#### AIM
Quote, verbatim, all material below, without pictures.

#### GIVEN MATERIAL
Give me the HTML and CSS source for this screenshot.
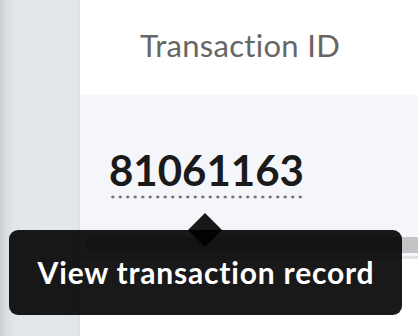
FILE: index.html
```html
<!DOCTYPE html>
<html>
<head>
<meta charset="utf-8">
<link rel="stylesheet" href="styles.css">
</head>
<body>
<div class="page">
  <aside class="sidebar"></aside>
  <main class="main">
    <div class="head">Transaction ID</div>
    <div class="cell">
      <span class="txid">81061163</span>
    </div>
    <div class="scroll"><div class="thumb"></div></div>
    <div class="rest"></div>
  </main>
</div>
<div class="tip-arrow"></div>
<div class="tooltip">View transaction record</div>
</body>
</html>
```
FILE: styles.css
```css
html, body {
  margin: 0;
  padding: 0;
  width: 418px;
  height: 336px;
  overflow: hidden;
  font-family: "Lato", "Open Sans", sans-serif;
}
.page {
  display: flex;
  height: 336px;
}
.sidebar {
  width: 80px;
  flex: none;
  background: linear-gradient(to right, #c9cdd0 0px, #dadde0 6px, #e3e6e9 14px, #e5e8eb 60px, #e3e6e9 77px, #dcdfe2 80px);
}
.main {
  flex: 1;
  display: flex;
  flex-direction: column;
  background: #fff;
}
.head {
  height: 95px;
  display: flex;
  align-items: center;
  justify-content: center;
  color: #666;
  font-size: 31px;
  letter-spacing: 0.3px;
  padding-right: 18px;
  box-sizing: border-box;
  padding-bottom: 6px;
}
.cell {
  background: #f5f6fa;
  height: 142px;
  padding-left: 29px;
  padding-top: 52px;
  box-sizing: border-box;
}
.txid {
  display: inline-block;
  font-size: 42px;
  font-weight: 700;
  color: #1a1a1a;
  line-height: 46px;
  padding-bottom: 6px;
  background-image: radial-gradient(circle, #6a6a6a 1.3px, transparent 1.7px);
  background-size: 7.5px 4px;
  background-repeat: repeat-x;
  background-position: 0 bottom;
}
.scroll {
  height: 16px;
  background: #f5f6fa;
  padding-left: 5px;
}
.thumb {
  height: 16px;
  background: #c4c4c7;
  border-radius: 8px 0 0 8px;
}
.rest {
  flex: 1;
  background: #fff;
  border-top: 3px solid #f5f6fa;
  box-shadow: inset 0 3px 0 #e2e2e4;
}
.tooltip {
  position: absolute;
  left: 9px;
  top: 230px;
  width: 393px;
  height: 85px;
  border-radius: 9px;
  background: rgba(0, 0, 0, 0.9);
  color: #fff;
  font-size: 30px;
  font-weight: 700;
  letter-spacing: 0.8px;
  display: flex;
  align-items: center;
  justify-content: center;
  padding-bottom: 1px;
  padding-left: 1px;
  box-sizing: border-box;
}
.tip-arrow {
  position: absolute;
  left: 193px;
  top: 218px;
  width: 24px;
  height: 24px;
  background: rgba(0, 0, 0, 0.9);
  transform: rotate(45deg);
}
```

#### WRITTEN SOLUTION
Give me the HTML and CSS source for this screenshot.
FILE: index.html
```html
<!DOCTYPE html>
<html>
<head>
<meta charset="utf-8">
<link rel="stylesheet" href="styles.css">
</head>
<body>
<div class="page">
  <aside class="sidebar"></aside>
  <main class="main">
    <div class="head">Transaction ID</div>
    <div class="cell">
      <span class="txid">81061163</span>
    </div>
    <div class="scroll"><div class="thumb"></div></div>
    <div class="rest"></div>
  </main>
</div>
<div class="tip-arrow"></div>
<div class="tooltip">View transaction record</div>
</body>
</html>
```
FILE: styles.css
```css
html, body {
  margin: 0;
  padding: 0;
  width: 418px;
  height: 336px;
  overflow: hidden;
  font-family: "Lato", "Open Sans", sans-serif;
}
.page {
  display: flex;
  height: 336px;
}
.sidebar {
  width: 80px;
  flex: none;
  background: linear-gradient(to right, #c9cdd0 0px, #dadde0 6px, #e3e6e9 14px, #e5e8eb 60px, #e3e6e9 77px, #dcdfe2 80px);
}
.main {
  flex: 1;
  display: flex;
  flex-direction: column;
  background: #fff;
}
.head {
  height: 95px;
  display: flex;
  align-items: center;
  justify-content: center;
  color: #666;
  font-size: 31px;
  letter-spacing: 0.3px;
  padding-right: 18px;
  box-sizing: border-box;
  padding-bottom: 6px;
}
.cell {
  background: #f5f6fa;
  height: 142px;
  padding-left: 29px;
  padding-top: 52px;
  box-sizing: border-box;
}
.txid {
  display: inline-block;
  font-size: 42px;
  font-weight: 700;
  color: #1a1a1a;
  line-height: 46px;
  padding-bottom: 6px;
  background-image: radial-gradient(circle, #6a6a6a 1.3px, transparent 1.7px);
  background-size: 7.5px 4px;
  background-repeat: repeat-x;
  background-position: 0 bottom;
}
.scroll {
  height: 16px;
  background: #f5f6fa;
  padding-left: 5px;
}
.thumb {
  height: 16px;
  background: #c4c4c7;
  border-radius: 8px 0 0 8px;
}
.rest {
  flex: 1;
  background: #fff;
  border-top: 3px solid #f5f6fa;
  box-shadow: inset 0 3px 0 #e2e2e4;
}
.tooltip {
  position: absolute;
  left: 9px;
  top: 230px;
  width: 393px;
  height: 85px;
  border-radius: 9px;
  background: rgba(0, 0, 0, 0.9);
  color: #fff;
  font-size: 30px;
  font-weight: 700;
  letter-spacing: 0.8px;
  display: flex;
  align-items: center;
  justify-content: center;
  padding-bottom: 1px;
  padding-left: 1px;
  box-sizing: border-box;
}
.tip-arrow {
  position: absolute;
  left: 193px;
  top: 218px;
  width: 24px;
  height: 24px;
  background: rgba(0, 0, 0, 0.9);
  transform: rotate(45deg);
}
```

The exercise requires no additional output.